Seulement voilà, le 3 septembre 2017, la société civile, à laquelle appartient l’Eglise catholique, exige dans une lettre déposée dans les locaux du FMI à Brazzaville, la dissolution de la SNPC et la délégation générale aux grands travaux. Ces deux entités qui, selon cette société, favorisent l’alourdissement de la dette congolaise.

Une Eglise au pouvoir qui joue au malin prenant le peuple est naïf, car les dons qu’elle reçoit du pouvoir, constituent la part du revenu national. L’Etat n’arrive plus à payer ses fonctionnaires, car son argent prend beaucoup de destinations parmi lesquelles l’église catholique. Est-ce pour entretenir un parti politique bouillant ? Il faut considérer l’Eglise catholique romaine congolaise comme un parti politique de l’Opposition. Dans quelle déclaration les évêques feront-ils et l’évaluation et le point sur ce qu’ils ont déjà reçu de l’Etat ?

Sur quoi réfléchir

L’épiscopat congolais a vraiment du travail. Il devrait s’inquiéter de la perte de vitesse actuelle de l’église catholique. Il assiste dans le pays à la montée du protestantisme, du mouvement de Réveil et même de l’Islam. L’église semble manquer de leader capable de faire l’unité des évêques et imposer son leadership à toute la communauté catholique en cassant la « haine paisible » de ses prêtres. Faire revenir les brebis égarées vers leur pasteur serait le premier défi.

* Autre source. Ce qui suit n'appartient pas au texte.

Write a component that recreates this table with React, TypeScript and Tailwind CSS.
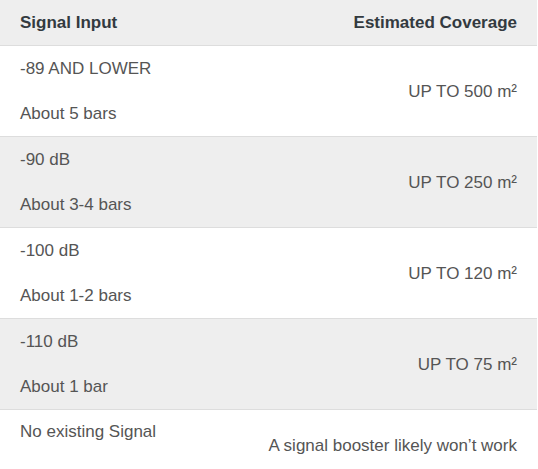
const rows = [
  { signal: "-89 AND LOWER", bars: "About 5 bars", coverage: "UP TO 500 m²" },
  { signal: "-90 dB", bars: "About 3-4 bars", coverage: "UP TO 250 m²" },
  { signal: "-100 dB", bars: "About 1-2 bars", coverage: "UP TO 120 m²" },
  { signal: "-110 dB", bars: "About 1 bar", coverage: "UP TO 75 m²" },
];

export default function App() {
  return (
    <div className="w-[537px] bg-white text-[17px] leading-6 font-['Liberation_Sans',Arial,sans-serif]">
      {/* Header */}
      <div className="flex items-center justify-between h-[46px] px-5 bg-[#eeeeee] border-b border-[#dddddd] font-bold text-[#333a40]">
        <span>Signal Input</span>
        <span>Estimated Coverage</span>
      </div>

      {rows.map((row, i) => (
        <div
          key={row.signal}
          className={
            "flex items-center justify-between h-[91px] px-5 border-b border-[#dddddd] text-[#555555] " +
            (i % 2 === 1 ? "bg-[#eeeeee]" : "bg-white")
          }
        >
          <div className="flex flex-col gap-[21px]">
            <span>{row.signal}</span>
            <span>{row.bars}</span>
          </div>
          <span className="pt-[1px]">{row.coverage}</span>
        </div>
      ))}

      {/* Last row */}
      <div className="flex justify-between h-[70px] px-5 text-[#555555]">
        <span className="pt-[10px]">No existing Signal</span>
        <span className="self-center pt-[1px]">A signal booster likely won’t work</span>
      </div>
    </div>
  );
}
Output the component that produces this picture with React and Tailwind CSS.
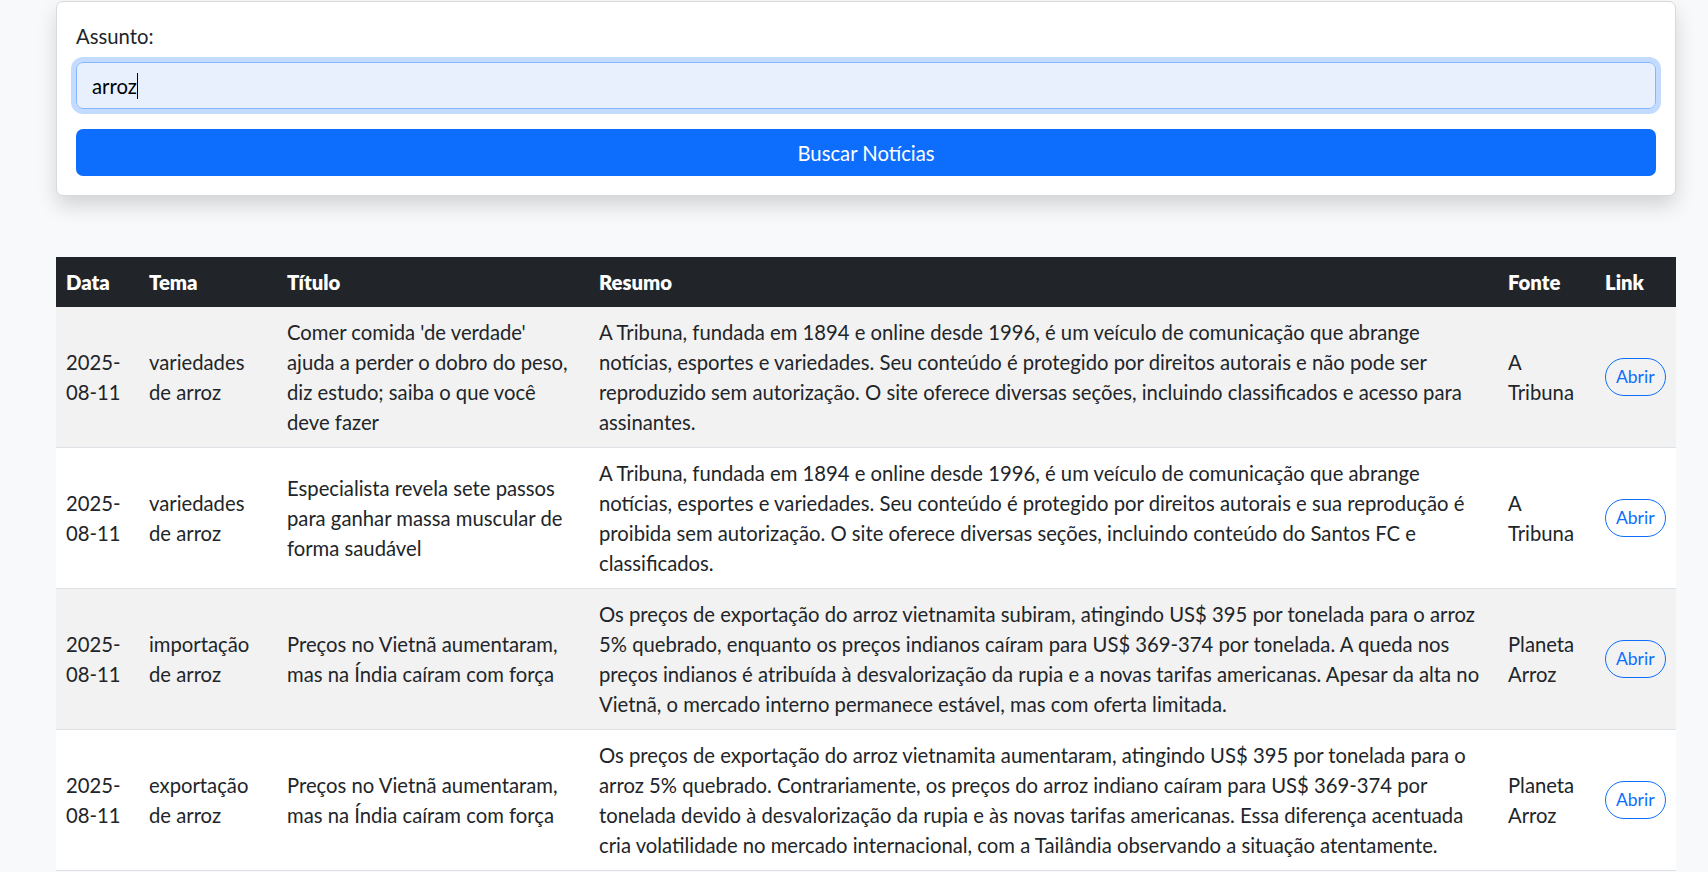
import React from 'react';

const rows = [
  {
    data: ['2025-', '08-11'],
    tema: ['variedades', 'de arroz'],
    titulo: ["Comer comida 'de verdade'", 'ajuda a perder o dobro do peso,', 'diz estudo; saiba o que você', 'deve fazer'],
    resumo: [
      'A Tribuna, fundada em 1894 e online desde 1996, é um veículo de comunicação que abrange',
      'notícias, esportes e variedades. Seu conteúdo é protegido por direitos autorais e não pode ser',
      'reproduzido sem autorização. O site oferece diversas seções, incluindo classificados e acesso para',
      'assinantes.',
    ],
    fonte: ['A', 'Tribuna'],
  },
  {
    data: ['2025-', '08-11'],
    tema: ['variedades', 'de arroz'],
    titulo: ['Especialista revela sete passos', 'para ganhar massa muscular de', 'forma saudável'],
    resumo: [
      'A Tribuna, fundada em 1894 e online desde 1996, é um veículo de comunicação que abrange',
      'notícias, esportes e variedades. Seu conteúdo é protegido por direitos autorais e sua reprodução é',
      'proibida sem autorização. O site oferece diversas seções, incluindo conteúdo do Santos FC e',
      'classificados.',
    ],
    fonte: ['A', 'Tribuna'],
  },
  {
    data: ['2025-', '08-11'],
    tema: ['importação', 'de arroz'],
    titulo: ['Preços no Vietnã aumentaram,', 'mas na Índia caíram com força'],
    resumo: [
      'Os preços de exportação do arroz vietnamita subiram, atingindo US$ 395 por tonelada para o arroz',
      '5% quebrado, enquanto os preços indianos caíram para US$ 369-374 por tonelada. A queda nos',
      'preços indianos é atribuída à desvalorização da rupia e a novas tarifas americanas. Apesar da alta no',
      'Vietnã, o mercado interno permanece estável, mas com oferta limitada.',
    ],
    fonte: ['Planeta', 'Arroz'],
  },
  {
    data: ['2025-', '08-11'],
    tema: ['exportação', 'de arroz'],
    titulo: ['Preços no Vietnã aumentaram,', 'mas na Índia caíram com força'],
    resumo: [
      'Os preços de exportação do arroz vietnamita aumentaram, atingindo US$ 395 por tonelada para o',
      'arroz 5% quebrado. Contrariamente, os preços do arroz indiano caíram para US$ 369-374 por',
      'tonelada devido à desvalorização da rupia e às novas tarifas americanas. Essa diferença acentuada',
      'cria volatilidade no mercado internacional, com a Tailândia observando a situação atentamente.',
    ],
    fonte: ['Planeta', 'Arroz'],
  },
];

const Lines = ({ lines }) => (
  <>
    {lines.map((l, i) => (
      <div key={i} className="whitespace-nowrap">{l}</div>
    ))}
  </>
);

const App = () => {
  return (
    <div className="min-h-screen bg-[#f8f9fa] font-[Lato,sans-serif] text-[20.25px] leading-[30px] text-[#212529]">
      <div className="ml-[56px] w-[1620px] pt-px">
        <div className="bg-white border border-[#d9d9d9] rounded-[7px] shadow-[0_10px_20px_rgba(0,0,0,0.15)] px-[19px] pt-[19px] pb-[19px] mb-[61px]">
          <label className="block mb-[11px]">Assunto:</label>
          <div className="rounded-[7px] shadow-[0_0_0_5px_rgba(13,110,253,0.25)] mb-[20px]">
            <div className="flex items-center w-full h-[47px] px-[15px] bg-[#e8f0fe] border border-[#86b7fe] rounded-[7px] text-black">
              <span>arroz</span>
              <span className="inline-block w-px h-[26px] bg-black" />
            </div>
          </div>
          <button className="block w-full h-[47px] bg-[#0d6efd] text-white rounded-[7px]">
            Buscar Notícias
          </button>
        </div>

        <table className="w-full table-fixed border-collapse">
          <colgroup>
            <col className="w-[83px]" />
            <col className="w-[138px]" />
            <col className="w-[312px]" />
            <col className="w-[909px]" />
            <col className="w-[97px]" />
            <col className="w-[81px]" />
          </colgroup>
          <thead>
            <tr className="bg-[#212529] text-white text-left">
              <th className="p-[10px] font-extrabold">Data</th>
              <th className="p-[10px] font-extrabold">Tema</th>
              <th className="p-[10px] font-extrabold">Título</th>
              <th className="p-[10px] font-extrabold">Resumo</th>
              <th className="p-[10px] font-extrabold">Fonte</th>
              <th className="p-[10px] font-extrabold">Link</th>
            </tr>
          </thead>
          <tbody>
            {rows.map((r, i) => (
              <tr key={i} className={`border-b border-[#dee2e6] ${i % 2 === 0 ? 'bg-[#f2f2f2]' : 'bg-white'}`}>
                <td className="p-[10px] align-middle"><Lines lines={r.data} /></td>
                <td className="p-[10px] align-middle"><Lines lines={r.tema} /></td>
                <td className="p-[10px] align-middle"><Lines lines={r.titulo} /></td>
                <td className="p-[10px] align-middle"><Lines lines={r.resumo} /></td>
                <td className="p-[10px] align-middle"><Lines lines={r.fonte} /></td>
                <td className="p-[10px] align-middle">
                  <a
                    href="#"
                    className="inline-block border border-[#0d6efd] text-[#0d6efd] rounded-full px-[10px] py-[5px] text-[17.5px] leading-[26px]"
                  >
                    Abrir
                  </a>
                </td>
              </tr>
            ))}
          </tbody>
        </table>
      </div>
    </div>
  );
};

export default App;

Comment ne pas dire que l’église catholique romaine du Congo est un parti de l’Opposition ? Quant à la veille des plaidoiries d’un procès que certains qualifie de politique et d’autres de droit commun, ses pasteurs tiennent une réunion extraordinaire aux conclusions hautement politiques. Un jeu hasardeux des évêques du Congo.